- _WHAT YOU HAVE TO DO_: Tally the lines containing the word "this", and report the tally alone.
☆ ☆ ☆
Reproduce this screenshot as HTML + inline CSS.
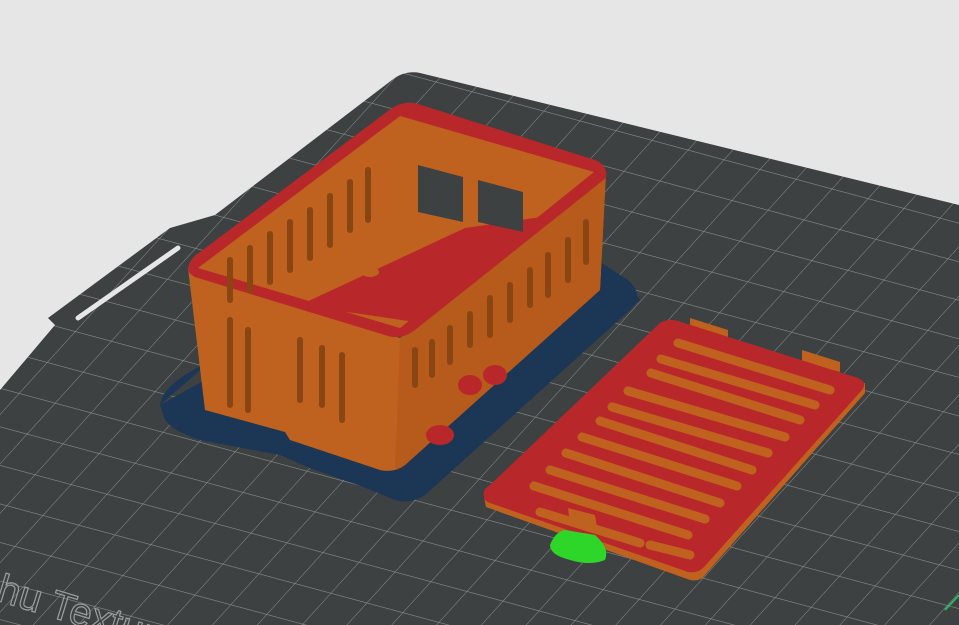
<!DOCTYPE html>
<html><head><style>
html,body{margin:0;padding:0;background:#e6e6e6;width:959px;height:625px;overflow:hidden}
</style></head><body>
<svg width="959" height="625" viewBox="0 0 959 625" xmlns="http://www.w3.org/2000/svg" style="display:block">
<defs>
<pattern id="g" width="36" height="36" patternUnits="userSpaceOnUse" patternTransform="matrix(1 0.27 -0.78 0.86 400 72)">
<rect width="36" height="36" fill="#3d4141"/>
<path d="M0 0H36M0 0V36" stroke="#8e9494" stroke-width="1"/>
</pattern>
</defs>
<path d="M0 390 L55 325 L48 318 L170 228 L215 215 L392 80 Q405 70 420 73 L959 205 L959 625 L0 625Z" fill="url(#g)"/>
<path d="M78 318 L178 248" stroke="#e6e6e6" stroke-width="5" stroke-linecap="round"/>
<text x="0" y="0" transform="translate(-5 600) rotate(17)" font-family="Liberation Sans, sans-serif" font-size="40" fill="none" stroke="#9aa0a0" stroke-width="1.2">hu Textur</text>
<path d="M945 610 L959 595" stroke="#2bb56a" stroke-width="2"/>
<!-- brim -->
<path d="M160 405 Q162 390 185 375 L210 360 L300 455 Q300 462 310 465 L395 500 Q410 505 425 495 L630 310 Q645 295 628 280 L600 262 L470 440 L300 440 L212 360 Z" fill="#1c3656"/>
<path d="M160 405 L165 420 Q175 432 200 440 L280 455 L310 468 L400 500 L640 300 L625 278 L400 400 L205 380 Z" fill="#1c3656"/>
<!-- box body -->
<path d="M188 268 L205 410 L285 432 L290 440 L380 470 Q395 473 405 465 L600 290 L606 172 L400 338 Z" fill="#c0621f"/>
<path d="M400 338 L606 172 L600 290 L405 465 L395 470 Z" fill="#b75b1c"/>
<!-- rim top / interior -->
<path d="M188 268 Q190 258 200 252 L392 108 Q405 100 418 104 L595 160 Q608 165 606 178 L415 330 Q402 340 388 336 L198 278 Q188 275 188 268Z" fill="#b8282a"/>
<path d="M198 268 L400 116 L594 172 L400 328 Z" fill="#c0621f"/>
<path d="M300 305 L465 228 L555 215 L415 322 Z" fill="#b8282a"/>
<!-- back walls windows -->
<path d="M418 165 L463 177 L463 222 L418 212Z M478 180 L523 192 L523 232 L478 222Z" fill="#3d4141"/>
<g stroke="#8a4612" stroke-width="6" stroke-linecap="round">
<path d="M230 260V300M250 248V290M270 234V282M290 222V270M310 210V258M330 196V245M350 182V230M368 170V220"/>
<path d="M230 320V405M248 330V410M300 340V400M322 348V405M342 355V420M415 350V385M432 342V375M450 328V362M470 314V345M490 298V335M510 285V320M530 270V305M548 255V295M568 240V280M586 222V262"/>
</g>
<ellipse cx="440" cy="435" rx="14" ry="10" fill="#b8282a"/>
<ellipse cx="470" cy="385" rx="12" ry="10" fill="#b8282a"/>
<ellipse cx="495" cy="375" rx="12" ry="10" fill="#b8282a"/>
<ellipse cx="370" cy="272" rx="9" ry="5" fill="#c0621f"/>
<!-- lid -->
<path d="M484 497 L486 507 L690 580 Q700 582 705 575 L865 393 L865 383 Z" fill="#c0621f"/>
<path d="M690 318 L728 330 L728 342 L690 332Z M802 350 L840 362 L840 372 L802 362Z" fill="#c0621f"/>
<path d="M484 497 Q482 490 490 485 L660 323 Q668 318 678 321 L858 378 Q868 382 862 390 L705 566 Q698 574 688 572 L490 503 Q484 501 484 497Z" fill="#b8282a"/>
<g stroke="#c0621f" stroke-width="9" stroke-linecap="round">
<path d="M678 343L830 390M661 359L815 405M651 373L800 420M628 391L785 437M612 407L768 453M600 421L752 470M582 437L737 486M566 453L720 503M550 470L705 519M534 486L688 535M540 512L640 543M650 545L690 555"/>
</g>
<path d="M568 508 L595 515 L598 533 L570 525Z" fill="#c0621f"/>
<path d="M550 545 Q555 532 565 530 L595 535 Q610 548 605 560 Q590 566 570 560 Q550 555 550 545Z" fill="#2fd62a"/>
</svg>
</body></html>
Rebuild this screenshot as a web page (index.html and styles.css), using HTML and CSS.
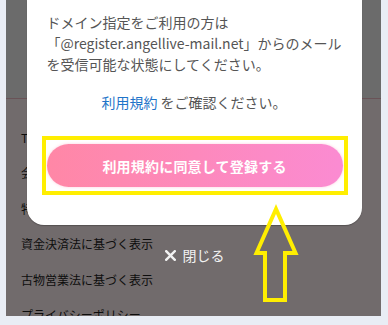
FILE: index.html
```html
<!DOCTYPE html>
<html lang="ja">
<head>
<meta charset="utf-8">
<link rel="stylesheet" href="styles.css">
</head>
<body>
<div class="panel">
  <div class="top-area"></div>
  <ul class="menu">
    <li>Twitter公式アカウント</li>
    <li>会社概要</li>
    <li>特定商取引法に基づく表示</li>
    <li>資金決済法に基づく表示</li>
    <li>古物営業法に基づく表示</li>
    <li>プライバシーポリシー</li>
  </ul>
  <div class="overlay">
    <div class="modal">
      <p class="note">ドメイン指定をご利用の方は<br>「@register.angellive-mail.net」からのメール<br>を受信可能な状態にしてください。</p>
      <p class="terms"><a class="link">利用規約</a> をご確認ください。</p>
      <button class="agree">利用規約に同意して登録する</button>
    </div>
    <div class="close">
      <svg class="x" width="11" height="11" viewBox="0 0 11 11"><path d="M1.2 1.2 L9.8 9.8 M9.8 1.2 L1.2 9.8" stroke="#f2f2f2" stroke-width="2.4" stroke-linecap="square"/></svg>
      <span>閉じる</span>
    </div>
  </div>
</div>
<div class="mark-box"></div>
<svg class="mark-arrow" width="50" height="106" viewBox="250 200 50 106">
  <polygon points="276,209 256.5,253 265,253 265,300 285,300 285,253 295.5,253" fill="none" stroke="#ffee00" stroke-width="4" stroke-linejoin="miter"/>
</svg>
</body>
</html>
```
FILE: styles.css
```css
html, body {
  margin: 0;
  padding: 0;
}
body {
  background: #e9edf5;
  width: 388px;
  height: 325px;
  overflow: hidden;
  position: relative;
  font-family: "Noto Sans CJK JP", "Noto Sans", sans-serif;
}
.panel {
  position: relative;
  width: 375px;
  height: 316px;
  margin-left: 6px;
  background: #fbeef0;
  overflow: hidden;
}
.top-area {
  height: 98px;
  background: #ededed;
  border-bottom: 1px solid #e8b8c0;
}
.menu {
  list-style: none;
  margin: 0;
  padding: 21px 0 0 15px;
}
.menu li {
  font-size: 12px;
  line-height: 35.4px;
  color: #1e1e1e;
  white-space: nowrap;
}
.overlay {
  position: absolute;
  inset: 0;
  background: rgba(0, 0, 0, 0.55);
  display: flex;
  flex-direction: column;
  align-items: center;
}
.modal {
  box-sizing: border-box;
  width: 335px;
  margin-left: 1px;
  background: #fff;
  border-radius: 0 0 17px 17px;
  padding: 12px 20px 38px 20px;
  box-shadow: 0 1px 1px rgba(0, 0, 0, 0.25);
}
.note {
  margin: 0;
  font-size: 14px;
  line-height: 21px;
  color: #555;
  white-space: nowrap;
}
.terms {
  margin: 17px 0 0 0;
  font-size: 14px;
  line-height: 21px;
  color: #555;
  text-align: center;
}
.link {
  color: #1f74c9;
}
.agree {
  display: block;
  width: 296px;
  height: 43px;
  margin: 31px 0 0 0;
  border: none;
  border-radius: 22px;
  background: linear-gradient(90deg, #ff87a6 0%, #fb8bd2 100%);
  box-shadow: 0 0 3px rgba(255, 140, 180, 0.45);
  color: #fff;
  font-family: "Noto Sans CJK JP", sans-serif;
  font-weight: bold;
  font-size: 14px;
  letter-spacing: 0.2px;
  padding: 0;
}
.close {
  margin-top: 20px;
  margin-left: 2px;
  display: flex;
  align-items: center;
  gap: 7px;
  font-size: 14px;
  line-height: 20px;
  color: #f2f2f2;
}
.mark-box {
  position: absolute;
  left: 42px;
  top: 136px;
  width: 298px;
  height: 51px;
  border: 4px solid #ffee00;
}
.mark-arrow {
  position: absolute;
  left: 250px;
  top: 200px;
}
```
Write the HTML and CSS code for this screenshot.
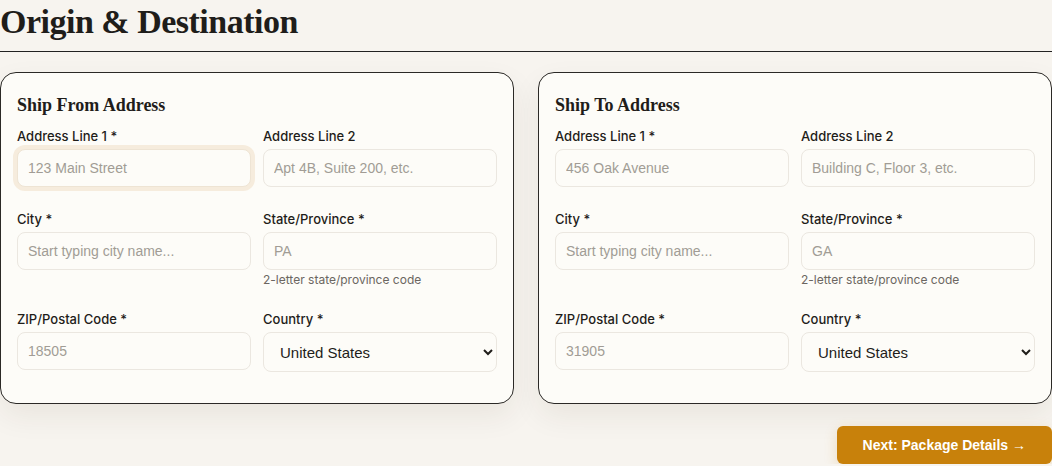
☆ ☆ ☆
- _RESULT_: 3